Could an opposition coalition in SA edge out the ANC?

Leading MPs from SA came to benchmark on Kenya Kwanza and Azimio

In Summary

• For the first time in 30 years, the ANC might not win an overall majority

Image: OZONE

Away from the Thabo Bester saga, South Africa is facing a General Election in 2024.

It will be 30 years since democracy and majority rule, and during all that time, the ANC has been in power.

There is a feeling that after 30 years at the nation’s helm, the party is tired and has run out of steam and ideas. 

There are those that feel perhaps it is also time for a generational change in the leadership, something that will sound familiar to Kenyans who remember the campaigns that led to the 2013 presidential election.

Perhaps we can advise our SA friends on how that worked out for us. That said, we never told them about how we thought electing a very wealthy man as president would mean an end to grand corruption, or, at least, less of it, but since 2019 they have learnt that lesson for themselves.

Earlier this year, in February, I was amused to hear that leading members of South Africa’s main parliamentary opposition party, the Democratic Alliance or DA, had been on visits to Kenya the previous year to study the country’s two main coalition groupings, Kenya Kwanza and Azimio.

The DA leaders I spoke to said the Azimio and KK had inspired them as had the original Narc coalition, and they thought the lessons they learnt would help them organise a coalition that would provide the final heave to push the ANC out of power. They had also visited Germany to study coalition governments there.

DA Chief Whip Siviwe Gwarube told me the DA had been actively studying coalition governments in Germany and Kenya and were pushing for electoral reform in South Africa to strengthen coalition governments.

Coalitions are not entirely a new idea to South Africa. However, their experience has been somewhat erratic.

South Africa’s first government in the post-apartheid era was a coalition, of sorts, with the last apartheid president, FW De Klerk, the one whose grandfather is buried in Eldoret, being appointed as second deputy president. 
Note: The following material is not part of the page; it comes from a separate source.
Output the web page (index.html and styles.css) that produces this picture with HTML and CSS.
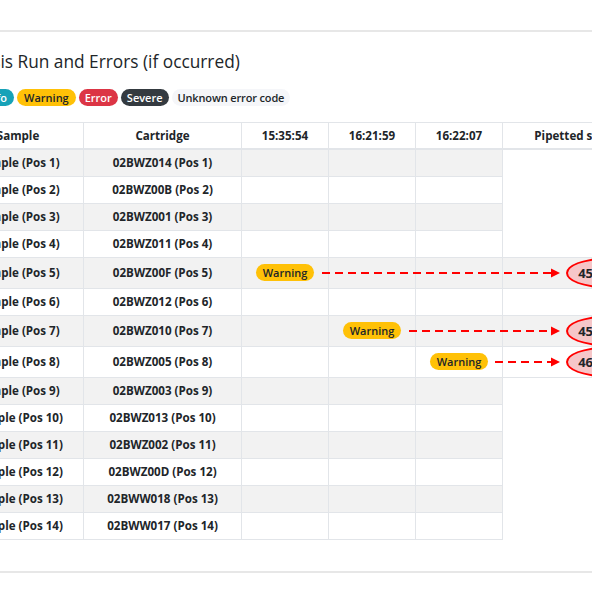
FILE: index.html
```html
<!DOCTYPE html>
<html lang="en">
<head>
<meta charset="utf-8">
<title>Analysis Run and Errors</title>
<link rel="stylesheet" href="styles.css">
</head>
<body>
<section class="run">
  <h4 class="run-title">Analysis Run and Errors (if occurred)</h4>
  <div class="legend">
    <span class="badge badge-info">Info</span>
    <span class="badge badge-warning">Warning</span>
    <span class="badge badge-danger">Error</span>
    <span class="badge badge-dark">Severe</span>
    <span class="badge badge-light">Unknown error code</span>
  </div>
  <div class="table-wrap">
    <table class="run-table">
      <colgroup>
        <col class="c-sample"><col class="c-cart"><col class="c-time"><col class="c-time"><col class="c-time"><col class="c-pip">
      </colgroup>
      <thead>
        <tr><th>Sample</th><th>Cartridge</th><th>15:35:54</th><th>16:21:59</th><th>16:22:07</th><th>Pipetted sample volume</th></tr>
      </thead>
      <tbody>
        <tr><td>Sample (Pos 1)</td><td>02BWZ014 (Pos 1)</td><td></td><td></td><td></td></tr>
        <tr><td>Sample (Pos 2)</td><td>02BWZ00B (Pos 2)</td><td></td><td></td><td></td></tr>
        <tr><td>Sample (Pos 3)</td><td>02BWZ001 (Pos 3)</td><td></td><td></td><td></td></tr>
        <tr><td>Sample (Pos 4)</td><td>02BWZ011 (Pos 4)</td><td></td><td></td><td></td></tr>
        <tr><td>Sample (Pos 5)</td><td>02BWZ00F (Pos 5)</td><td><span class="badge badge-warning">Warning</span></td><td></td><td></td><td class="pip"><span class="volume">455.1 µL</span></td></tr>
        <tr><td>Sample (Pos 6)</td><td>02BWZ012 (Pos 6)</td><td></td><td></td><td></td><td class="pip"></td></tr>
        <tr><td>Sample (Pos 7)</td><td>02BWZ010 (Pos 7)</td><td></td><td><span class="badge badge-warning">Warning</span></td><td></td><td class="pip"><span class="volume">458.3 µL</span></td></tr>
        <tr><td>Sample (Pos 8)</td><td>02BWZ005 (Pos 8)</td><td></td><td></td><td><span class="badge badge-warning">Warning</span></td><td class="pip"><span class="volume">462.0 µL</span></td></tr>
        <tr><td>Sample (Pos 9)</td><td>02BWZ003 (Pos 9)</td><td></td><td></td><td></td></tr>
        <tr><td>Sample (Pos 10)</td><td>02BWZ013 (Pos 10)</td><td></td><td></td><td></td></tr>
        <tr><td>Sample (Pos 11)</td><td>02BWZ002 (Pos 11)</td><td></td><td></td><td></td></tr>
        <tr><td>Sample (Pos 12)</td><td>02BWZ00D (Pos 12)</td><td></td><td></td><td></td></tr>
        <tr><td>Sample (Pos 13)</td><td>02BWW018 (Pos 13)</td><td></td><td></td><td></td></tr>
        <tr><td>Sample (Pos 14)</td><td>02BWW017 (Pos 14)</td><td></td><td></td><td></td></tr>
      </tbody>
    </table>
    <svg class="arrows" width="760" height="420" viewBox="0 0 760 420" aria-hidden="true">
      <g stroke="#ff0000" stroke-width="2" stroke-dasharray="8 5" fill="none">
        <line x1="370" y1="151" x2="601" y2="151"/>
        <line x1="457" y1="209" x2="601" y2="209"/>
        <line x1="543" y1="240" x2="601" y2="240"/>
      </g>
      <g fill="#ff0000">
        <polygon points="599,146.5 608,151 599,155.5"/>
        <polygon points="599,204.5 608,209 599,213.5"/>
        <polygon points="599,235.5 608,240 599,244.5"/>
      </g>
    </svg>
  </div>
</section>
</body>
</html>
```
FILE: styles.css
```css
html, body {
  margin: 0;
  background: #fff;
}
body {
  overflow: hidden;
  font-family: "Open Sans", "Noto Sans", sans-serif;
  color: #212529;
}
.run {
  margin: 30px 0 0 -60px;
  width: 900px;
  border-top: 2px solid #e7e7e7;
  border-bottom: 2px solid #e7e7e7;
  padding-bottom: 31px;
}
.run-title {
  margin: 18px 0 0 8px;
  font-size: 17.3px;
  font-weight: 400;
  line-height: 24px;
  white-space: nowrap;
}
.legend {
  display: flex;
  gap: 3px;
  margin: 15px 0 0 39px;
}
.badge {
  display: inline-block;
  padding: 3px 7px;
  font-size: 11px;
  font-weight: 600;
  line-height: 11px;
  border-radius: 10px;
  white-space: nowrap;
}
.legend .badge-danger,
.legend .badge-dark,
.legend .badge-light {
  padding: 3px 6px;
}
.legend .badge-light {
  letter-spacing: -0.15px;
}
.badge-info { background: #17a2b8; color: #fff; }
.badge-warning { background: #ffc107; color: #212529; }
.badge-danger { background: #dc3545; color: #fff; }
.badge-dark { background: #343a40; color: #fff; }
.badge-light { background: #f5f6f9; color: #212529; }

.table-wrap {
  position: relative;
  margin: 16px 0 0 12px;
  width: max-content;
}
.run-table {
  border-collapse: collapse;
  table-layout: fixed;
  font-size: 11.6px;
  font-weight: 700;
}
.c-sample { width: 131px; }
.c-cart { width: 158px; }
.c-time { width: 87px; }
.c-pip { width: 204px; }
.run-table th,
.run-table td {
  border: 1px solid #e2e5e9;
  padding: 4px 8px;
  line-height: 18px;
  text-align: center;
  vertical-align: middle;
  white-space: nowrap;
}
.run-table th {
  line-height: 17px;
  border-bottom-width: 2px;
}
.run-table tbody tr:nth-child(odd) td {
  background: #f2f2f2;
}
.run-table td.pip {
  padding: 0 8px;
}
.volume {
  display: block;
  width: fit-content;
  margin: 0 auto;
  padding: 5px 10px;
  font-size: 13px;
  font-weight: 700;
  line-height: 16px;
  border: 2px solid #ff0000;
  border-radius: 50%;
  background: #f6c6c8;
}
.arrows {
  position: absolute;
  left: 0;
  top: 0;
  pointer-events: none;
  overflow: visible;
}
```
De Klerk served in the post for a brief while before returning to the opposition benches.

Under the country’s Constitution adopted in 1996, a voluntary coalition government continues to exist, even though there have been no appointments of opposition politicians to the post of deputy president since De Klerk.
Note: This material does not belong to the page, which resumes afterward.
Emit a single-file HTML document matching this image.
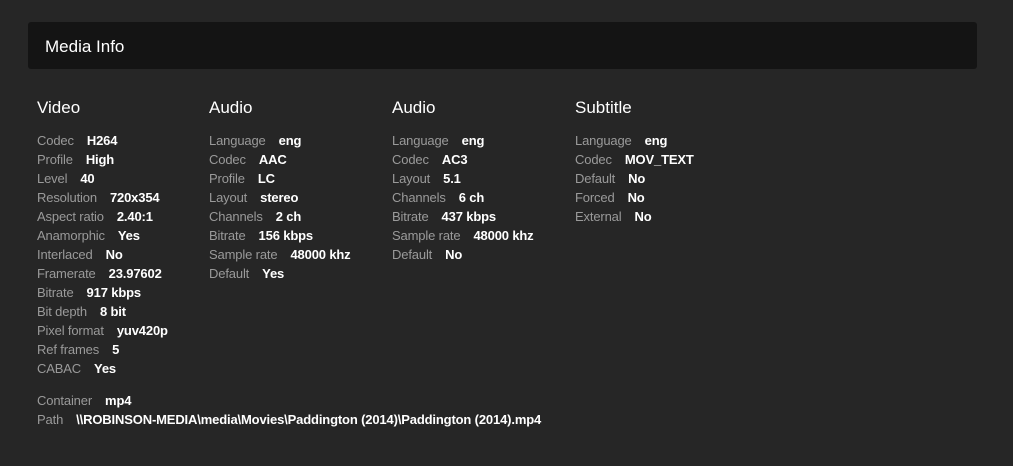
<!DOCTYPE html>
<html><head><style>
body{margin:0;background:#262626;width:1013px;height:466px;overflow:hidden;font-family:"Liberation Sans",Arial,sans-serif;}
.hdr{position:absolute;left:28px;top:22px;width:949px;height:47px;background:#141414;border-radius:3px;}
.hdr span{position:absolute;left:17px;top:15px;font-size:17px;color:#fff;}
.col{position:absolute;top:98px;}
h3{margin:0 0 13px 0;font-size:17px;font-weight:normal;color:#fff;height:20px;line-height:20px;}
.r{font-size:13px;line-height:19px;height:19px;white-space:nowrap;letter-spacing:-0.15px;}
.l{color:#9a9a9a;margin-right:13px;}
.v{color:#fff;font-weight:bold;}
</style></head><body>
<div class="hdr"><span>Media Info</span></div>
<div class="col" style="left:37px"><h3>Video</h3>
<div class="r"><span class="l">Codec</span><span class="v">H264</span></div>
<div class="r"><span class="l">Profile</span><span class="v">High</span></div>
<div class="r"><span class="l">Level</span><span class="v">40</span></div>
<div class="r"><span class="l">Resolution</span><span class="v">720x354</span></div>
<div class="r"><span class="l">Aspect ratio</span><span class="v">2.40:1</span></div>
<div class="r"><span class="l">Anamorphic</span><span class="v">Yes</span></div>
<div class="r"><span class="l">Interlaced</span><span class="v">No</span></div>
<div class="r"><span class="l">Framerate</span><span class="v">23.97602</span></div>
<div class="r"><span class="l">Bitrate</span><span class="v">917 kbps</span></div>
<div class="r"><span class="l">Bit depth</span><span class="v">8 bit</span></div>
<div class="r"><span class="l">Pixel format</span><span class="v">yuv420p</span></div>
<div class="r"><span class="l">Ref frames</span><span class="v">5</span></div>
<div class="r"><span class="l">CABAC</span><span class="v">Yes</span></div>
<div style="height:13px"></div>
<div class="r"><span class="l">Container</span><span class="v">mp4</span></div>
<div class="r"><span class="l">Path</span><span class="v">\\ROBINSON-MEDIA\media\Movies\Paddington (2014)\Paddington (2014).mp4</span></div>
</div>
<div class="col" style="left:209px"><h3>Audio</h3>
<div class="r"><span class="l">Language</span><span class="v">eng</span></div>
<div class="r"><span class="l">Codec</span><span class="v">AAC</span></div>
<div class="r"><span class="l">Profile</span><span class="v">LC</span></div>
<div class="r"><span class="l">Layout</span><span class="v">stereo</span></div>
<div class="r"><span class="l">Channels</span><span class="v">2 ch</span></div>
<div class="r"><span class="l">Bitrate</span><span class="v">156 kbps</span></div>
<div class="r"><span class="l">Sample rate</span><span class="v">48000 khz</span></div>
<div class="r"><span class="l">Default</span><span class="v">Yes</span></div>
</div>
<div class="col" style="left:392px"><h3>Audio</h3>
<div class="r"><span class="l">Language</span><span class="v">eng</span></div>
<div class="r"><span class="l">Codec</span><span class="v">AC3</span></div>
<div class="r"><span class="l">Layout</span><span class="v">5.1</span></div>
<div class="r"><span class="l">Channels</span><span class="v">6 ch</span></div>
<div class="r"><span class="l">Bitrate</span><span class="v">437 kbps</span></div>
<div class="r"><span class="l">Sample rate</span><span class="v">48000 khz</span></div>
<div class="r"><span class="l">Default</span><span class="v">No</span></div>
</div>
<div class="col" style="left:575px"><h3>Subtitle</h3>
<div class="r"><span class="l">Language</span><span class="v">eng</span></div>
<div class="r"><span class="l">Codec</span><span class="v">MOV_TEXT</span></div>
<div class="r"><span class="l">Default</span><span class="v">No</span></div>
<div class="r"><span class="l">Forced</span><span class="v">No</span></div>
<div class="r"><span class="l">External</span><span class="v">No</span></div>
</div>
</body></html>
That said, after the last General Election in 2019, current president, Cyril Ramaphosa, appointed the leader of one of the smaller opposition parties to the important post of Public Works and Infrastructure Minister. 

In a recent reshuffle, she was moved sideways to head the Tourism Ministry, which until then had been held by "our shemeji" Lindiwe Sisulu. (Sisulu's late husband was the renowned Kenyan academic and internationalist Rok Ajulu).

At the same time, last year’s local government elections resulted in several coalition councils across the country. However, since then, instability in the administration of many of the municipalities run by coalitions has become a problem for service delivery.

It is this chronic instability of coalitions at the municipal level that worries some people who are looking ahead to next year’s election, where there is a strong possibility that for the first time in 30 years, the ANC might not win an overall majority.

As some worry, others, such as the DA and other opposition parties, are seeing an opportunity to shoot for the moon.

The DA has, in fact, been so bold as to announce what its leader John Steenhuisen is calling a "moonshot coalition pact" with other opposition parties, in a bid to dislodge the ANC and form the next government. 

The moonshot pact also hopes to keep the country’s third largest political party, Julius Malema’s EFF, out of any power equation.

While many of the leading opposition parties are not against the coalition idea, some have already begun to grumble that the DA is taking them for granted and bossing them about.

The clock is ticking and there will be more to come on this issue in the next few months.